#### DATA EXCERPT

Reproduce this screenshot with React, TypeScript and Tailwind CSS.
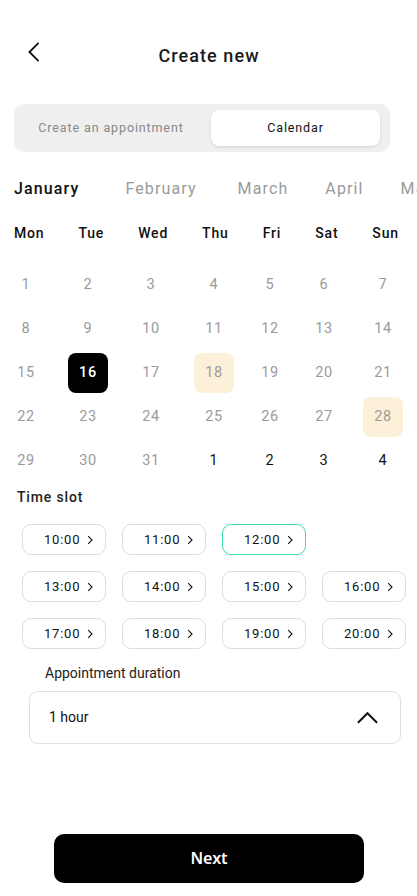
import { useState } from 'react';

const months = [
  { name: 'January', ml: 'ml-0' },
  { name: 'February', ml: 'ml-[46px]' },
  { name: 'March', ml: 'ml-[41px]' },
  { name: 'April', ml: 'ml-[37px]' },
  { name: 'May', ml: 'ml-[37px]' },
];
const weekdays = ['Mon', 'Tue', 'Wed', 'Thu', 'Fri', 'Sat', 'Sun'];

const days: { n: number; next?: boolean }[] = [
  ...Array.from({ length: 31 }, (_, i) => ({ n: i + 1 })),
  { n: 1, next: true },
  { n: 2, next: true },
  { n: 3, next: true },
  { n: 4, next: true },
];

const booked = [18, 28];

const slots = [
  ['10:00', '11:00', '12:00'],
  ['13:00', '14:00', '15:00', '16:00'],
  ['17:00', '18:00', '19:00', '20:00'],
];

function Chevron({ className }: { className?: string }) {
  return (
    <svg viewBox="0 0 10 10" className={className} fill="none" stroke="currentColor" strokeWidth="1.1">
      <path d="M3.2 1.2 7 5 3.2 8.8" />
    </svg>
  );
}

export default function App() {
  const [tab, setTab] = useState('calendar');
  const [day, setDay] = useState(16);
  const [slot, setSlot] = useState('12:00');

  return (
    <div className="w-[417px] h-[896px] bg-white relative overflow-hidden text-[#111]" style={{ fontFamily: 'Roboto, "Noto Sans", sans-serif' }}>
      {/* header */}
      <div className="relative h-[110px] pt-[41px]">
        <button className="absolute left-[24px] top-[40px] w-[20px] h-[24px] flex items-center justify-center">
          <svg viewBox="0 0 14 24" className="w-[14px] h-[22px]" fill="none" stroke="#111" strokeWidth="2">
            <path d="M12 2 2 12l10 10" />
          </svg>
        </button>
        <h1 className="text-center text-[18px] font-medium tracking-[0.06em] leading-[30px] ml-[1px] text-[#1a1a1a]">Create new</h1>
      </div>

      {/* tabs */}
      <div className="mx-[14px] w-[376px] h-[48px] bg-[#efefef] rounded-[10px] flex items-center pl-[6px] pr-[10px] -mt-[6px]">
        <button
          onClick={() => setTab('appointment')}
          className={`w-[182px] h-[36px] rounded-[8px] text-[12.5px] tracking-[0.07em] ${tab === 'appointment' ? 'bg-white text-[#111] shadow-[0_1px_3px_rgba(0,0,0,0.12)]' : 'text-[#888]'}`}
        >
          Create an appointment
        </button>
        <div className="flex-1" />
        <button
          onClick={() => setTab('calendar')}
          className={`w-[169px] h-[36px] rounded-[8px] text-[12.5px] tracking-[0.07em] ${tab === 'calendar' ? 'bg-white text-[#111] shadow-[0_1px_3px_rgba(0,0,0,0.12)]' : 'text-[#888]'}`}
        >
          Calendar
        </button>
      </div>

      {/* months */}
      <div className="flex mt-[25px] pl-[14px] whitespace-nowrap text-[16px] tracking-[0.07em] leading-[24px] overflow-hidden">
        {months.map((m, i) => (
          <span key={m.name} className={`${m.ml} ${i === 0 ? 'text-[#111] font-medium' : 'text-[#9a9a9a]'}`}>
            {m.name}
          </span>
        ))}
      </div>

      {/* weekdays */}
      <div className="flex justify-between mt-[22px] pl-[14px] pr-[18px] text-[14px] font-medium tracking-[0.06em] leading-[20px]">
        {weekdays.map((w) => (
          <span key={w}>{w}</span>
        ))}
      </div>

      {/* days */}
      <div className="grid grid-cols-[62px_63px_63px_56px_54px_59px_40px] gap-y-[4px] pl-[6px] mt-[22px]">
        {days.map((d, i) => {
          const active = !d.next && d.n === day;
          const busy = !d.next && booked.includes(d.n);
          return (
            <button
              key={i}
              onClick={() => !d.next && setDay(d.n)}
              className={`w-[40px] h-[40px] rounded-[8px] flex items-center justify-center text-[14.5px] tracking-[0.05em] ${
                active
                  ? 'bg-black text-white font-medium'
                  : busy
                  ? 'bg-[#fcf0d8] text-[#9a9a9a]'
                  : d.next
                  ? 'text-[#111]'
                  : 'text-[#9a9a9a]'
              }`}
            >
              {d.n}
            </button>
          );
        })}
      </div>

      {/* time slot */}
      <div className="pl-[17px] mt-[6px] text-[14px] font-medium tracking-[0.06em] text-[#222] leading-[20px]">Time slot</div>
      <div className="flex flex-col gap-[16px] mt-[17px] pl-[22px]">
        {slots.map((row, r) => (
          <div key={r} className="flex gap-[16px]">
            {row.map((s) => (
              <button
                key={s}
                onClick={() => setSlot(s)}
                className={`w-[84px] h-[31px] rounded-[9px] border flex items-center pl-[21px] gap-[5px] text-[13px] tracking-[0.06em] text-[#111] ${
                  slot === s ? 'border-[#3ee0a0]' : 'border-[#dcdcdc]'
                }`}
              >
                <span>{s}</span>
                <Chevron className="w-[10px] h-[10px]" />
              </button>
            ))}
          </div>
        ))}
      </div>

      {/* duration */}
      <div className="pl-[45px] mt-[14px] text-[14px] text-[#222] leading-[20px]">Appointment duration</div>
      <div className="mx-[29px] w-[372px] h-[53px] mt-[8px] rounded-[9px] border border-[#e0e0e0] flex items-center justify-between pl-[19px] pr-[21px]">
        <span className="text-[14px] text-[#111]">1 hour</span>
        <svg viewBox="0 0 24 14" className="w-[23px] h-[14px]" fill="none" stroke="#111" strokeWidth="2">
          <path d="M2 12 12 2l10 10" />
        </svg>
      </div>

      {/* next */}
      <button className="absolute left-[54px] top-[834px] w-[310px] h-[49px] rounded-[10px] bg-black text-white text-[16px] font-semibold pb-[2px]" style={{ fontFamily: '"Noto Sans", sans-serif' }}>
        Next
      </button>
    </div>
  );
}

########

**GOAL**
All the material shown above is to be copied exactly, with no pictures carried over.

**WRITTEN SOLUTION**
Reproduce this screenshot with React, TypeScript and Tailwind CSS.
import { useState } from 'react';

const months = [
  { name: 'January', ml: 'ml-0' },
  { name: 'February', ml: 'ml-[46px]' },
  { name: 'March', ml: 'ml-[41px]' },
  { name: 'April', ml: 'ml-[37px]' },
  { name: 'May', ml: 'ml-[37px]' },
];
const weekdays = ['Mon', 'Tue', 'Wed', 'Thu', 'Fri', 'Sat', 'Sun'];

const days: { n: number; next?: boolean }[] = [
  ...Array.from({ length: 31 }, (_, i) => ({ n: i + 1 })),
  { n: 1, next: true },
  { n: 2, next: true },
  { n: 3, next: true },
  { n: 4, next: true },
];

const booked = [18, 28];

const slots = [
  ['10:00', '11:00', '12:00'],
  ['13:00', '14:00', '15:00', '16:00'],
  ['17:00', '18:00', '19:00', '20:00'],
];

function Chevron({ className }: { className?: string }) {
  return (
    <svg viewBox="0 0 10 10" className={className} fill="none" stroke="currentColor" strokeWidth="1.1">
      <path d="M3.2 1.2 7 5 3.2 8.8" />
    </svg>
  );
}

export default function App() {
  const [tab, setTab] = useState('calendar');
  const [day, setDay] = useState(16);
  const [slot, setSlot] = useState('12:00');

  return (
    <div className="w-[417px] h-[896px] bg-white relative overflow-hidden text-[#111]" style={{ fontFamily: 'Roboto, "Noto Sans", sans-serif' }}>
      {/* header */}
      <div className="relative h-[110px] pt-[41px]">
        <button className="absolute left-[24px] top-[40px] w-[20px] h-[24px] flex items-center justify-center">
          <svg viewBox="0 0 14 24" className="w-[14px] h-[22px]" fill="none" stroke="#111" strokeWidth="2">
            <path d="M12 2 2 12l10 10" />
          </svg>
        </button>
        <h1 className="text-center text-[18px] font-medium tracking-[0.06em] leading-[30px] ml-[1px] text-[#1a1a1a]">Create new</h1>
      </div>

      {/* tabs */}
      <div className="mx-[14px] w-[376px] h-[48px] bg-[#efefef] rounded-[10px] flex items-center pl-[6px] pr-[10px] -mt-[6px]">
        <button
          onClick={() => setTab('appointment')}
          className={`w-[182px] h-[36px] rounded-[8px] text-[12.5px] tracking-[0.07em] ${tab === 'appointment' ? 'bg-white text-[#111] shadow-[0_1px_3px_rgba(0,0,0,0.12)]' : 'text-[#888]'}`}
        >
          Create an appointment
        </button>
        <div className="flex-1" />
        <button
          onClick={() => setTab('calendar')}
          className={`w-[169px] h-[36px] rounded-[8px] text-[12.5px] tracking-[0.07em] ${tab === 'calendar' ? 'bg-white text-[#111] shadow-[0_1px_3px_rgba(0,0,0,0.12)]' : 'text-[#888]'}`}
        >
          Calendar
        </button>
      </div>

      {/* months */}
      <div className="flex mt-[25px] pl-[14px] whitespace-nowrap text-[16px] tracking-[0.07em] leading-[24px] overflow-hidden">
        {months.map((m, i) => (
          <span key={m.name} className={`${m.ml} ${i === 0 ? 'text-[#111] font-medium' : 'text-[#9a9a9a]'}`}>
            {m.name}
          </span>
        ))}
      </div>

      {/* weekdays */}
      <div className="flex justify-between mt-[22px] pl-[14px] pr-[18px] text-[14px] font-medium tracking-[0.06em] leading-[20px]">
        {weekdays.map((w) => (
          <span key={w}>{w}</span>
        ))}
      </div>

      {/* days */}
      <div className="grid grid-cols-[62px_63px_63px_56px_54px_59px_40px] gap-y-[4px] pl-[6px] mt-[22px]">
        {days.map((d, i) => {
          const active = !d.next && d.n === day;
          const busy = !d.next && booked.includes(d.n);
          return (
            <button
              key={i}
              onClick={() => !d.next && setDay(d.n)}
              className={`w-[40px] h-[40px] rounded-[8px] flex items-center justify-center text-[14.5px] tracking-[0.05em] ${
                active
                  ? 'bg-black text-white font-medium'
                  : busy
                  ? 'bg-[#fcf0d8] text-[#9a9a9a]'
                  : d.next
                  ? 'text-[#111]'
                  : 'text-[#9a9a9a]'
              }`}
            >
              {d.n}
            </button>
          );
        })}
      </div>

      {/* time slot */}
      <div className="pl-[17px] mt-[6px] text-[14px] font-medium tracking-[0.06em] text-[#222] leading-[20px]">Time slot</div>
      <div className="flex flex-col gap-[16px] mt-[17px] pl-[22px]">
        {slots.map((row, r) => (
          <div key={r} className="flex gap-[16px]">
            {row.map((s) => (
              <button
                key={s}
                onClick={() => setSlot(s)}
                className={`w-[84px] h-[31px] rounded-[9px] border flex items-center pl-[21px] gap-[5px] text-[13px] tracking-[0.06em] text-[#111] ${
                  slot === s ? 'border-[#3ee0a0]' : 'border-[#dcdcdc]'
                }`}
              >
                <span>{s}</span>
                <Chevron className="w-[10px] h-[10px]" />
              </button>
            ))}
          </div>
        ))}
      </div>

      {/* duration */}
      <div className="pl-[45px] mt-[14px] text-[14px] text-[#222] leading-[20px]">Appointment duration</div>
      <div className="mx-[29px] w-[372px] h-[53px] mt-[8px] rounded-[9px] border border-[#e0e0e0] flex items-center justify-between pl-[19px] pr-[21px]">
        <span className="text-[14px] text-[#111]">1 hour</span>
        <svg viewBox="0 0 24 14" className="w-[23px] h-[14px]" fill="none" stroke="#111" strokeWidth="2">
          <path d="M2 12 12 2l10 10" />
        </svg>
      </div>

      {/* next */}
      <button className="absolute left-[54px] top-[834px] w-[310px] h-[49px] rounded-[10px] bg-black text-white text-[16px] font-semibold pb-[2px]" style={{ fontFamily: '"Noto Sans", sans-serif' }}>
        Next
      </button>
    </div>
  );
}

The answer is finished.